Ein militärischer Angriff gegen Iran lässt sich nicht mit der iranischen Afghanistan-Politik begründen

Bereits jetzt ist die Wirkung der Worte aus Washington deutlich zu spüren. Den rechten Islamisten müssen die Drohgebärden des US-Präsidenten wie ein Geschenk des Himmels erschienen sein. Denn gerade in diesen Wochen haben sie in der Auseinandersetzung mit den Reformern einige Niederlagen einstecken müssen. Nun verleiht ihnen der Wink aus den USA neue Kraft. Sie werden die in den letzten Jahren stark erblassten Feindbilder, USA und Israel, die schon zu Beginn der Revolution zur Legitimierung ihres Staates herhalten mussten, wieder aufleben lassen. Der Anfang ist bereits gemacht. Am 12. Februar, dem Jahrestag der iranischen Revolution, gelang es den Konservativen nach langer Zeit wieder hunderttausende Gläubige auf die Straße zu locken. „Tod den USA“, „Tod Israel“, skandierten die Massen mit geballten Fäusten. Die geistlichen Oberhäupter beschwören schon wieder die Einheit und Geschlossenheit des Volkes, was nichts anderes bedeutet, als die Widersprüche unter den Teppich zu kehren und jede Kritik am Staat als Landesverrat und Kollaboration mit dem äußeren Feind zu ahnden. Es sind dieselben Parolen, mit deren Hilfe das Volk während des achtjährigen Kriegs gegen Irak in Schach gehalten wurde.

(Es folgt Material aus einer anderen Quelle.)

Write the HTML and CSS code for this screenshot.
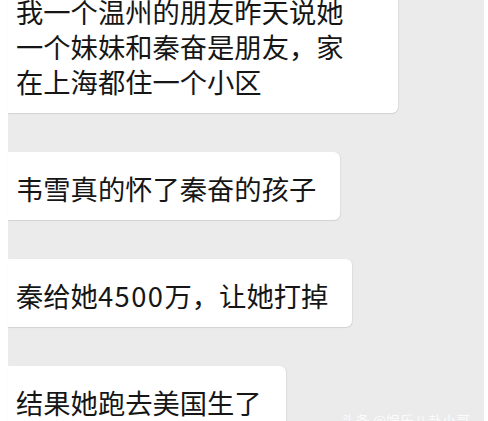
FILE: index.html
```html
<!DOCTYPE html>
<html lang="zh-CN">
<head>
<meta charset="utf-8">
<title>聊天记录</title>
<link rel="stylesheet" href="styles.css">
</head>
<body>
<div class="screen">
  <div class="chat">
    <div class="bubble bubble--wide">我一个温州的朋友昨天说她一个妹妹和秦奋是朋友，家在上海都住一个小区</div>
    <div class="bubble">韦雪真的怀了秦奋的孩子</div>
    <div class="bubble">秦给她<span class="num">4500</span>万，让她打掉</div>
    <div class="bubble">结果她跑去美国生了</div>
  </div>
  <div class="watermark">头条 @娱乐八卦小哥</div>
</div>
</body>
</html>
```
FILE: styles.css
```css
* { box-sizing: border-box; }
html, body {
  margin: 0;
  padding: 0;
  background: #ffffff;
}
.screen {
  position: relative;
  width: 488px;
  height: 421px;
  overflow: hidden;
  padding: 0 4px 0 8px;
  background: #ffffff;
}
.chat {
  background: #ebebeb;
  display: flex;
  flex-direction: column;
  align-items: flex-start;
  gap: 39px;
  margin-top: -25px;
  height: 470px;
}
.bubble {
  width: fit-content;
  background: #ffffff;
  border-radius: 0 6px 6px 0;
  box-shadow: 0 1px 1px rgba(0, 0, 0, 0.10), 1px 0 1px rgba(0, 0, 0, 0.05);
  padding: 19px 24px 14px 8px;
  font-family: "Noto Sans CJK SC", "Noto Sans", sans-serif;
  font-size: 27.3px;
  line-height: 35px;
  color: #161616;
  flex-shrink: 0;
}
.bubble--wide {
  width: 390px;
  padding-right: 48px;
}
.num {
  letter-spacing: 1.5px;
}
.watermark {
  position: absolute;
  right: 18px;
  bottom: -9px;
  font-family: "Noto Sans CJK SC", sans-serif;
  font-size: 14px;
  color: rgba(255, 255, 255, 0.85);
}
```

Zum Glück scheinen die Europäer dieses Mal nicht bereit zu sein, sich auf das amerikanische Abenteuer einzulassen. Es ist zu hoffen, dass es ihnen gelingt, die US-Strategen davon zu überzeugen, dass eine aggressive Politik den Hass gegen die USA verstärken und den Nährboden für Terroristen ausweiten würde.